Exchangeability in Neural Network and its Application to Dynamic Pruning
Pu, Yi, Tianlang Chen, Yifan Yang, Sara Achour
TL;DR
ExPrune introduces exchangeability as a statistical symmetry between groups of neural network parameters and their intermediate values, enabling dynamic, per-input partial computation without architectural changes. By modeling training as sampling from a distribution over randomly initialized models, the authors prove that certain parameter groups have exchangeable marginals and that derived intermediate values $\xi_i$ are exchangeable for any input.

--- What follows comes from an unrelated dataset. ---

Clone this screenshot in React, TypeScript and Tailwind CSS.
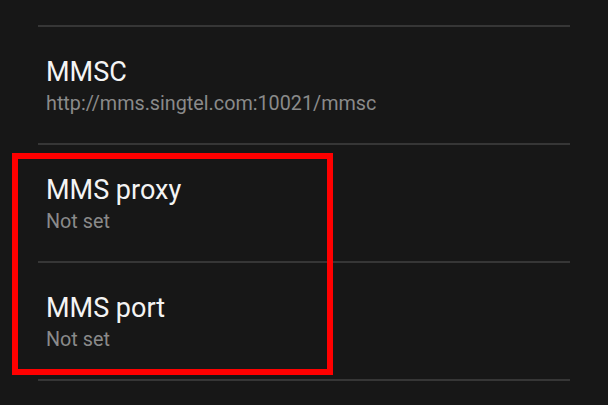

Two instantiations—Early Negative Prediction for ReLU and Dominance Prediction for prediction heads—achieve substantial FLOPs reductions on CNNs, GNNs, and LMs while preserving accuracy, using decisions based on partial sums like $\sum_{i=1}^k \xi_i$. ExPrune also composes with static magnitude pruning, providing additional FLOPs reductions on aggressively pruned models, demonstrating broad applicability and practical gains for dynamic inference optimization.
Abstract
Modern neural networks (NN) contain an ever-growing number of parameters, substantially increasing the memory and computational cost of inference. Researchers have explored various ways to reduce the inference cost of NNs by reducing the model size before deployment and dynamically pruning the inference computation at runtime. In this work, we present ExPrune, a general, dynamic pruning optimization that enables multi-granularity partial computation on a per-input basis. ExPrune requires no change to the model architecture or the training algorithm. ExPrune is based on our theoretical results that the relationship between certain model parameters and intermediate values can be described by a statistical property called exchangeability. By identifying exchangeable parameters and values in the model, we are able to first partially evaluate the network, analyze the statistics of the partial results, and make pruning decisions on the fly. Because ExPrune is theory grounded, it generalizes across model architectures in different problem domains. We evaluate ExPrune on one computer vision models, one graph model and one language model. ExPrune provides 10.98--17.33% reduction in FLOPs with negligible accuracy drop and 21.61--27.16% reduction in FLOPs with at most 1% accuracy drop. We also demonstrate that ExPrune composes with static magnitude pruning. On models that have been aggressively statically pruned, ExPrune still provides additional 10.24--11.11% reduction in FLOPs with negligible accuracy drop and 13.91--14.39% reduction in FLOPs with at most 1% accuracy drop.